Some time ago, I started a project to breakdown the 7 Principles of the UUA, and to write about the meaning I draw from them and how I apply it to my world view. It feel apart after “a free and responsible search“, but I feel that I have covered “right of conscience and democratic process” and a quick look at my tags will show that I have invested a lot of time and energy into writing about equality and civil rights, if not “Peace” and “Justice”, per se. I will admit that I have not written enough on the Interdependent Web, aside from human interactions, and I am feeling a little remorse at overlooking my own earth-centered spirituality on my blog so far.
Still, I am going to move on to a new project now. I am reading, for myself, “Guiding Principles for a Free Faith” by James Luther Adams, from which we draw The Five Smooth Stones of Liberal Religion. Though the principles laid out by Adams have been simplified and interpreted, I find that very rarely does the whole meaning come through in the poster versions. I doubt that I could do very much better than others who have more skill, training, and practice at condensing complex ideas into manageable nuggets and memes, but I would like to write about my thoughts, not just on the section about the Smooth Stones, but about the whole essay.

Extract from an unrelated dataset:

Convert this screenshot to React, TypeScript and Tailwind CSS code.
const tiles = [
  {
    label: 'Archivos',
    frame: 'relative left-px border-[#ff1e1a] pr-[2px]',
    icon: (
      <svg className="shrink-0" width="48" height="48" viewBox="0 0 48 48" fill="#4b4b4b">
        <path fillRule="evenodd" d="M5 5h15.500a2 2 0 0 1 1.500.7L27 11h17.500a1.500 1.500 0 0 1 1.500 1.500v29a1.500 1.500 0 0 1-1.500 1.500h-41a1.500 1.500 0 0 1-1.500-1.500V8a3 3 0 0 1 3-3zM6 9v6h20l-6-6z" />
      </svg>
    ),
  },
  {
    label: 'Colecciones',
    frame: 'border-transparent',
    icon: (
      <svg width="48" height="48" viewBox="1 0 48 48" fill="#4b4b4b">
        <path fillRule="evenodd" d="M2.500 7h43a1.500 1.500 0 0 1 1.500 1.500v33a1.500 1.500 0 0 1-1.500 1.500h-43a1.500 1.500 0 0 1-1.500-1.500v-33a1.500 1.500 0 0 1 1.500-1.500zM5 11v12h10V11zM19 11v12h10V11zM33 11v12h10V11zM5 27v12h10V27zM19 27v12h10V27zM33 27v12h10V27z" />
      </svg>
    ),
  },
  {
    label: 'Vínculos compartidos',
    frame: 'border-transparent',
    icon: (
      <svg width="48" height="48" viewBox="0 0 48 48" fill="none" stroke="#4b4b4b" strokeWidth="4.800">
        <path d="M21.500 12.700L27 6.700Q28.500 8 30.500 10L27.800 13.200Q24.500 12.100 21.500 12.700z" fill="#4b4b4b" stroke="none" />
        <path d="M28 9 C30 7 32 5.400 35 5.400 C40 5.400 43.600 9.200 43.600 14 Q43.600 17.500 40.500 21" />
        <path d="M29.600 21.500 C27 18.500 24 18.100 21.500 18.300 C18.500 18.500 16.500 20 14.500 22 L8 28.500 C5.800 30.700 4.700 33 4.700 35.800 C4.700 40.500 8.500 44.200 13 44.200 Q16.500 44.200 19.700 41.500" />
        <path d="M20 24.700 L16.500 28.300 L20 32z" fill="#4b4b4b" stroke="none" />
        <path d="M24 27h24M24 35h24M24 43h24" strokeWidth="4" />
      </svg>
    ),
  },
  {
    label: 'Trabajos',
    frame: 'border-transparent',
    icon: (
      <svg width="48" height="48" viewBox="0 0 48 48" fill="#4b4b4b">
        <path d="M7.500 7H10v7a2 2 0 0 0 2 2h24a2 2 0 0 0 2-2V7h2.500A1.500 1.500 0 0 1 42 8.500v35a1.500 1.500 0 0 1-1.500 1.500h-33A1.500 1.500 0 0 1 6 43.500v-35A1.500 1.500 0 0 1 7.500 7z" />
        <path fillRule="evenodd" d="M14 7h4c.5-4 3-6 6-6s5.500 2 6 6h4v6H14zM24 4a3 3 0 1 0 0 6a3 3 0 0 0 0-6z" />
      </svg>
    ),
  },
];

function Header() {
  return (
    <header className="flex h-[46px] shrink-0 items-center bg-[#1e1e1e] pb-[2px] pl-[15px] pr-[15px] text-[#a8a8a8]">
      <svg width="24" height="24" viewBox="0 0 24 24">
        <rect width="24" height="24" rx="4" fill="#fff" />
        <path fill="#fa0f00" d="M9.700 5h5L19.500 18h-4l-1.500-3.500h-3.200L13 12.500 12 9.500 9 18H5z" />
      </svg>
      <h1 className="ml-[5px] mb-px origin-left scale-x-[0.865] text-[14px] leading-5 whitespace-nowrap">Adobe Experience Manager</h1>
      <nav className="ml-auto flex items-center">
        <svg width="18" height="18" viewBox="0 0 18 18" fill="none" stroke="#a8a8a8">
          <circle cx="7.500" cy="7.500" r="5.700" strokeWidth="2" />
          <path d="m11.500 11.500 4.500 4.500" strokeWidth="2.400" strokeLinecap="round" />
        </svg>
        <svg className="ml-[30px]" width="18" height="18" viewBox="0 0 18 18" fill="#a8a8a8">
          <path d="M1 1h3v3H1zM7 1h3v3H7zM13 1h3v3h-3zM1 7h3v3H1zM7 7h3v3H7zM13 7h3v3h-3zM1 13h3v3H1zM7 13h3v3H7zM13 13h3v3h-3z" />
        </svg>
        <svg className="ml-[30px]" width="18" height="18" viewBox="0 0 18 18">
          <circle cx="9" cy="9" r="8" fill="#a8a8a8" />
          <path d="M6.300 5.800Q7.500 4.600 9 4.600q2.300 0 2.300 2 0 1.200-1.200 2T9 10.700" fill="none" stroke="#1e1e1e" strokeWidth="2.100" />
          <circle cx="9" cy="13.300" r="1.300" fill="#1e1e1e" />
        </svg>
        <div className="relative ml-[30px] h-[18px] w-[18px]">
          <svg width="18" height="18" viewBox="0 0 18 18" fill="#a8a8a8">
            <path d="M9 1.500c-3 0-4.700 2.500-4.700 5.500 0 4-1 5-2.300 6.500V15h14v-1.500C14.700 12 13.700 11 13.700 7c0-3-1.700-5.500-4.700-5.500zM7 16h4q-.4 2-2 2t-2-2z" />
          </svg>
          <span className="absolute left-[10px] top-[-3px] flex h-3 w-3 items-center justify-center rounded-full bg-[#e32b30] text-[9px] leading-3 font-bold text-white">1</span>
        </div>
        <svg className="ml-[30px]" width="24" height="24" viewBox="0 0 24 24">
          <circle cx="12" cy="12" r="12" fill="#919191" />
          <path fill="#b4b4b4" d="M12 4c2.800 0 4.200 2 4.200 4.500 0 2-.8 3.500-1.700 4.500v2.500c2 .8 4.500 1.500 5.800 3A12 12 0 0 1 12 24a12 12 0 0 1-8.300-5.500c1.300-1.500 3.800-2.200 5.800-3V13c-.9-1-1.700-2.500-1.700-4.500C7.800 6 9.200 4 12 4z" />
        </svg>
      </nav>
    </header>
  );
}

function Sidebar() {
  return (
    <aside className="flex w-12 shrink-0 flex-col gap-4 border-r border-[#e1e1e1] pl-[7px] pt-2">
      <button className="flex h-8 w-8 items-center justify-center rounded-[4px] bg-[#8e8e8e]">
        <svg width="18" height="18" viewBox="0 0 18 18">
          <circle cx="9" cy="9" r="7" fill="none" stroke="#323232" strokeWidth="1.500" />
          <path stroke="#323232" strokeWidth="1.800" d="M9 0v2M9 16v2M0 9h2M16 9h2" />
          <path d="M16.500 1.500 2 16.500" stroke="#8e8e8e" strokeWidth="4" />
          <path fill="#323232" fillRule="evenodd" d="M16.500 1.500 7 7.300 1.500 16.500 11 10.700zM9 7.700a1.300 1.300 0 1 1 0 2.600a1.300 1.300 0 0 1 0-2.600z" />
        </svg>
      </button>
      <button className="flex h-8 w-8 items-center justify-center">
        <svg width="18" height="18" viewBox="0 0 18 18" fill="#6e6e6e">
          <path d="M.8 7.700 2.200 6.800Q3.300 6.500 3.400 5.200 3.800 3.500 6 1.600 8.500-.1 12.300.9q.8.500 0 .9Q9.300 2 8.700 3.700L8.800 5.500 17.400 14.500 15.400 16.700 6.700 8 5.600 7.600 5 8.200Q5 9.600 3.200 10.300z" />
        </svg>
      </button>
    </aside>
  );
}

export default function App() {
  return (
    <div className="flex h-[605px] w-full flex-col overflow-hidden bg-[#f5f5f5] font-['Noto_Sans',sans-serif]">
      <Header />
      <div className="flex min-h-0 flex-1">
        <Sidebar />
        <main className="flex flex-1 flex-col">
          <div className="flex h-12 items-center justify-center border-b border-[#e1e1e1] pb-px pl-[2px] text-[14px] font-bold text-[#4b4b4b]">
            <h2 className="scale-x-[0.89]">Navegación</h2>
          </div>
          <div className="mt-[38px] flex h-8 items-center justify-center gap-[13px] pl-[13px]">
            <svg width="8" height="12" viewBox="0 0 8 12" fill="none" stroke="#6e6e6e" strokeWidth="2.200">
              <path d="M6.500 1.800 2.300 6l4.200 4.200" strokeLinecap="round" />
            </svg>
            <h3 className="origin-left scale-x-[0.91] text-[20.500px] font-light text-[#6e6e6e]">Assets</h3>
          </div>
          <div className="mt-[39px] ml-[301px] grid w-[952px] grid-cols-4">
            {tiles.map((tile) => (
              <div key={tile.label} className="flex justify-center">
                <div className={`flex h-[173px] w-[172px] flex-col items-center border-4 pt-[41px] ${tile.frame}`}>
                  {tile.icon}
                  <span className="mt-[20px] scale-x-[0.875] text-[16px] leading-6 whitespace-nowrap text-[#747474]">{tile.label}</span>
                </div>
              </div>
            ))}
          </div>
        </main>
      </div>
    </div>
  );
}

I am certain that this has been done a great many times, but I want to do it in my own voice, because I feel like this is one of the defining works of Unitarian Universalist theology. We are a young faith, but what we are , realistically, is the embodiment of James Luther Adams’ Liberal Religion. There is even a UUA responsive reading that ties the Smooth Stones to the wording of the 7 Principles.
Still the UUA has not accepted the Five Smooth Stones as an essential part of Unitarian Universalism, not having enshrined them in the covenant of congregations (much less asking individual UUs to understand, much less commit, to them). This is a loss for our movement, as this essay lays the foundation for honest religious growth within the Unitarian Universalist movement. There are a great many current, former, and maybe even future UUs who would love to see us fully embrace our heritage as a Liberal Religious tradition.
I have read the essay through, and I am inspired by passages and phrases. I will be making notes on the whole essay as I read through it again. I will be posting thoughts on sections as often as I feel I have a complete thought ready for you. This will not mean that I am not posting any other content, or that this is the only thing I have to work on, but I needed something of a project for the blog. I am creating a new tag, GP4FF, that will be for posts relating directly to “Guiding Principles for a Free Faith”. I hope you will join me as I delight in the revelations of one of the greatest liberal Theologians to write since the AUA and the UCA merged.